The Crypto Bull Market That Must Never Die

Coinbase posted nearly $400 million in losses as Q1 revenue fell 31 percent. Less noticed: the market's reflexive insistence that everything is fine reveals something structural about an industry that cannot afford honesty.

@epochtimes · Telegram

Coinbase reported nearly $400 million in losses on May 7, 2026, with Q1 revenue collapsing 31 percent year-on-year to $1.41 billion. In the 24 hours preceding that disclosure, $269 million in long positions were liquidated across crypto markets. These are not minor corrections. They are the numbers that define a sector under structural stress — and yet the dominant public response from the industry's most prominent voices was to declare the bear market over.

That response deserves scrutiny, not because recovery is impossible, but because the reflexive optimism is doing something very specific in the market. When a well-known analyst says bitcoin above $76,000 this May confirms the bear market's end, the statement reads like technical analysis. But it functions as something closer to economic infrastructure. The crypto ecosystem runs on perpetual bullish conviction. It is the air the sector breathes. Remove it and the mining operations fail, the staking yields collapse, the leveraged platforms unwind, and the retail narrative that sustains new entry evaporates.

The question is not whether some of these voices believe what they say. The question is what happens when the incentive to forecast recovery becomes structurally inseparable from the incentives that keep the industry operating.

The industry speaks, the market listens — carefully

The people who speak on crypto markets carry asymmetric influence. A single statement from a widely-cited analyst travels instantly across exchanges, brokerages, and social platforms, moving retail capital before any fundamental data supports the move. That influence is not accidental. It is cultivated. Many prominent crypto analysts maintain active sponsorships, affiliate relationships, or exchange partnerships that reward volume and engagement — both of which spike when the tone is optimistic.

This does not make their analysis automatically wrong. But it means the bear market thesis faces a built-in selection bias. Bearish calls do not drive subscriptions, exchange referrals, or token listings. They do not generate the content that sustains YouTube channels and Substack newsletters. The ecosystem's reward structure rewards the people who say the bottom is near and punishes those who say it is not.
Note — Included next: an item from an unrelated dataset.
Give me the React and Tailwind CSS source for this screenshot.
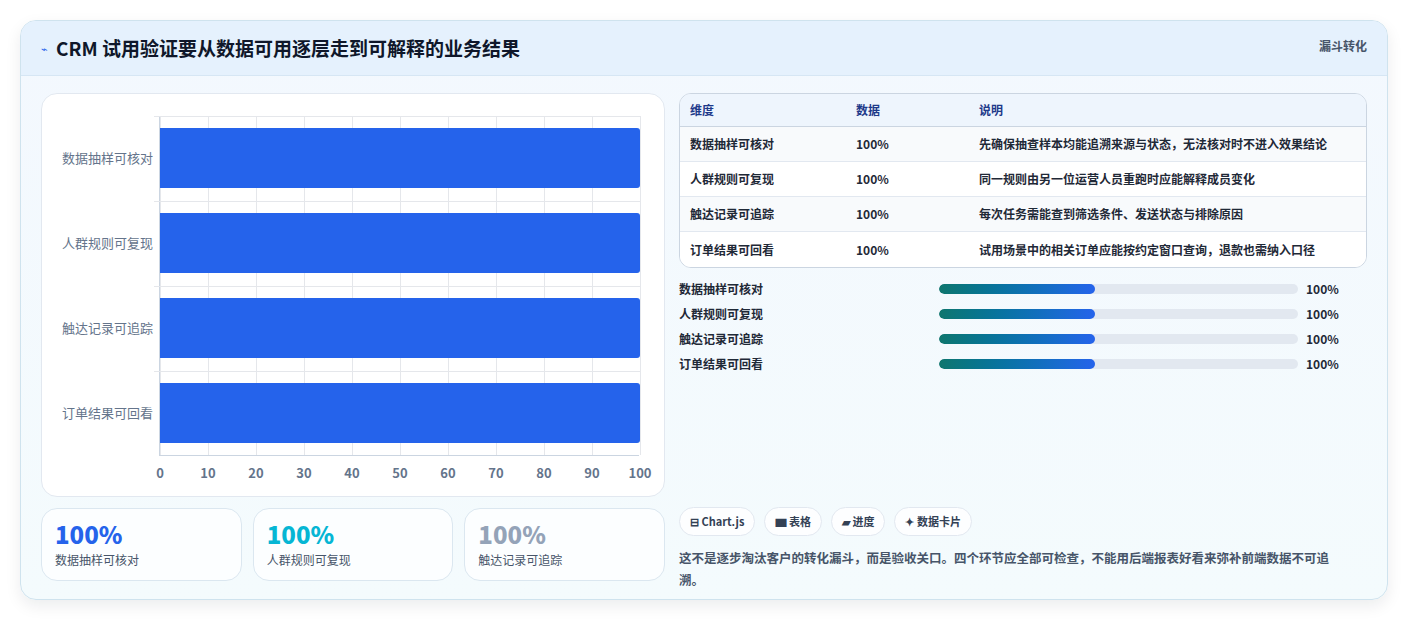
export default function App() {
  const rows = [
    ["数据抽样可核对", "先确保抽查样本均能追溯来源与状态，无法核对时不进入效果结论"],
    ["人群规则可复现", "同一规则由另一位运营人员重跑时应能解释成员变化"],
    ["触达记录可追踪", "每次任务需能查到筛选条件、发送状态与排除原因"],
    ["订单结果可回看", "试用场景中的相关订单应能按约定窗口查询，退款也需纳入口径"],
  ];
  const ticks = [0, 10, 20, 30, 40, 50, 60, 70, 80, 90, 100];
  return (
    <div className="w-[1408px] h-[620px] bg-white pt-5 px-5" style={{ fontFamily: '"Noto Sans CJK SC", "Noto Sans", sans-serif' }}>
      <div className="h-[580px] rounded-2xl border border-[#cfe3ee] bg-gradient-to-b from-[#f3f8fe] to-[#f4fbfd] shadow-[0_6px_16px_rgba(15,23,42,0.08)] overflow-hidden">
        <div className="h-[55px] bg-[#e5f1fd] border-b border-[#d6e6f4] flex items-center justify-between pl-5 pr-5">
          <div className="flex items-center gap-2">
            <span className="text-[11px] text-[#2563eb]">⌁</span>
            <span className="text-[19px] font-bold text-[#0f172a]">CRM 试用验证要从数据可用逐层走到可解释的业务结果</span>
          </div>
          <span className="text-[12px] font-bold text-[#475569] self-start mt-4">漏斗转化</span>
        </div>
        <div className="flex gap-[14px] px-5 pt-[17px]">
          <div className="w-[624px] flex flex-col gap-[11px]">
            <div className="h-[404px] bg-white rounded-2xl border border-[#e2e8f0] relative">
              <div className="absolute left-[117px] top-[22px] w-[480px] h-[340px] border-l border-b border-[#cbd5e1]">
                {ticks.map((t, i) => (
                  <div key={t} className="absolute top-0 h-full border-l border-[#e5e7eb]" style={{ left: i * 48 }} />
                ))}
                {[0, 1, 2, 3].map((i) => (
                  <div key={"h" + i} className="absolute left-[-6px] w-[486px] border-t border-[#e5e7eb]" style={{ top: i * 85 }} />
                ))}
                {rows.map((r, i) => (
                  <div key={r[0]} className="absolute left-0 w-[480px] h-[60px] bg-[#2563eb] rounded-r-[3px]" style={{ top: i * 85 + 12 }} />
                ))}
                {rows.map((r, i) => (
                  <div key={"l" + i} className="absolute right-[486px] text-[13px] text-[#64748b] whitespace-nowrap" style={{ top: i * 85 + 32, fontFamily: '"Noto Sans CJK SC", sans-serif' }}>{r[0]}</div>
                ))}
                {ticks.map((t, i) => (
                  <div key={"t" + t} className="absolute top-[347px] w-8 -ml-4 text-center text-[13px] font-bold text-[#64748b]" style={{ left: i * 48 }}>{t}</div>
                ))}
              </div>
            </div>
            <div className="grid grid-cols-3 gap-[11px]">
              {[["数据抽样可核对", "text-[#2563eb]"], ["人群规则可复现", "text-[#06b6d4]"], ["触达记录可追踪", "text-[#94a3b8]"]].map(([l, c]) => (
                <div key={l} className="h-[73px] bg-white/70 rounded-2xl border border-[#dbe7f0] px-[13px] pt-[10px]">
                  <div className={`text-[24px] leading-[30px] font-extrabold ${c}`}>100%</div>
                  <div className="text-[12px] text-[#475569] mt-[2px]">{l}</div>
                </div>
              ))}
            </div>
          </div>
          <div className="flex-1 flex flex-col">
            <div className="rounded-xl border border-[#cbd5e1] overflow-hidden bg-white/60">
              <div className="flex h-[33px] items-center bg-[#eef5fd] border-b border-[#cbd5e1] text-[12px] font-semibold text-[#1e3a8a]">
                <div className="w-[176px] pl-[10px]">维度</div>
                <div className="w-[123px]">数据</div>
                <div>说明</div>
              </div>
              {rows.map((r, i) => (
                <div key={r[0]} className={`flex h-[35px] items-center text-[12px] font-semibold text-[#1f2937] ${i < 3 ? "border-b border-[#e2e8f0]" : ""} ${i % 2 ? "bg-white" : "bg-[#f8fafc]"}`}>
                  <div className="w-[176px] pl-[10px]">{r[0]}</div>
                  <div className="w-[123px]">100%</div>
                  <div>{r[1]}</div>
                </div>
              ))}
            </div>
            <div className="flex flex-col gap-[7px] mt-[12px]">
              {rows.map((r) => (
                <div key={r[0]} className="flex items-center h-[18px] text-[12px] font-semibold text-[#1f2937]">
                  <div className="w-[260px]">{r[0]}</div>
                  <div className="w-[359px] h-[10px] rounded-full bg-[#e2e8f0] overflow-hidden">
                    <div className="h-full w-[156px] rounded-full bg-gradient-to-r from-[#0f766e] to-[#2563eb]" />
                  </div>
                  <div className="ml-2 font-bold">100%</div>
                </div>
              ))}
            </div>
            <div className="flex gap-[9px] mt-[134px]">
              {["⊟ Chart.js", "▆ 表格", "▰ 进度", "✦ 数据卡片"].map((c) => (
                <span key={c} className="h-[29px] px-[10px] flex items-center rounded-full border border-[#e2e8f0] bg-white/80 text-[11px] font-bold text-[#334155]">{c}</span>
              ))}
            </div>
            <p className="mt-[11px] text-[12.5px] leading-[22px] font-semibold text-[#475569] pr-4">这不是逐步淘汰客户的转化漏斗，而是验收关口。四个环节应全部可检查，不能用后端报表好看来弥补前端数据不可追溯。</p>
          </div>
        </div>
      </div>
    </div>
  );
}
There is no formal price floor, no exchange consortium, no regulatory body that corrects optimistic signals when they drift from fundamentals. The market police, such as they are, operate after the fact — when positions have already been liquidated and retail traders have already moved capital on the strength of a declaration.
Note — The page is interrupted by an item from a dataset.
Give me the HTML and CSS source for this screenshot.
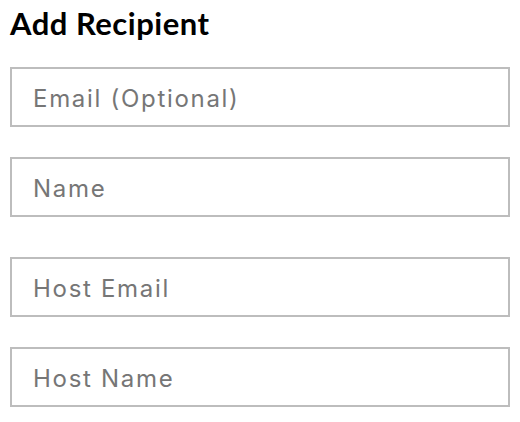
FILE: index.html
```html
<!DOCTYPE html>
<html lang="en">
<head>
  <meta charset="UTF-8">
  <meta name="viewport" content="width=device-width, initial-scale=1.0">
  <title>Add Recipient</title>
  <link rel="stylesheet" href="styles.css">
</head>
<body>
  <h1>Add Recipient</h1>

  <div class="field-group">
    <input class="field" type="email" placeholder="Email (Optional)">
    <input class="field" type="text" placeholder="Name">
  </div>

  <div class="field-group">
    <input class="field" type="email" placeholder="Host Email">
    <input class="field" type="text" placeholder="Host Name">
  </div>
</body>
</html>
```

FILE: styles.css
```css
body {
  font-family: 'Lato', sans-serif;
  margin: 0;
  padding: 0 10px;
  background-color: #fff;
}
h1 {
  font-size: 31px;
  font-weight: 700;
  letter-spacing: 0.5px;
  color: #000;
  margin: 5px 0 25px;
  line-height: 1.2;
}
.field-group {
  display: flex;
  flex-direction: column;
  gap: 30px;
  margin-bottom: 40px;
}
.field-group:last-child {
  margin-bottom: 0;
}
.field {
  box-sizing: border-box;
  width: 500px;
  height: 60px;
  padding: 2px 21px 0;
  border: 2px solid #bdbdbd;
  border-radius: 0;
  font-family: 'Inter', sans-serif;
  font-size: 24px;
  letter-spacing: 1.7px;
  color: #333;
  outline: none;
}
.field::placeholder {
  color: #767676;
}
```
Tariffs, the dollar, and the environment crypto cannot control

Last week's immediate trigger was a U.S. Court of International Trade ruling that the 10 percent global tariff exceeded statutory authority under the 1974 Trade Act. The ruling creates uncertainty around trade policy continuity and, in the near term, has strengthened the dollar against major currencies. Dollar strength under tariff pressure is not accidental. The administration has signalled a preference for tariff revenue over dollar stability, and the courts and the Federal Reserve are navigating that tension in ways that produce a dollar environment that is broadly hostile to risk assets.

Crypto has long been marketed as a portfolio diversifier with hedge properties. That claim holds in specific conditions — during moderate dollar weakness, for instance, where bitcoin has historically climbed. It does not hold when tariff policy simultaneously drives dollar strength and economic contraction. The dollar rally that tends to accompany tariff disruption suppresses commodity prices, pressures emerging market currencies, and creates a dollar-funded liquidity squeeze that does not exempt speculative assets. In those conditions, bitcoin's correlation with equities tightens, not loosens. Crypto does not sit outside the risk-asset environment. It sits inside it.

This matters because the narrative that bitcoin is a safe haven or a portfolio hedge in a tariff-driven crisis is being tested now, in real time, and the early results are not supportive.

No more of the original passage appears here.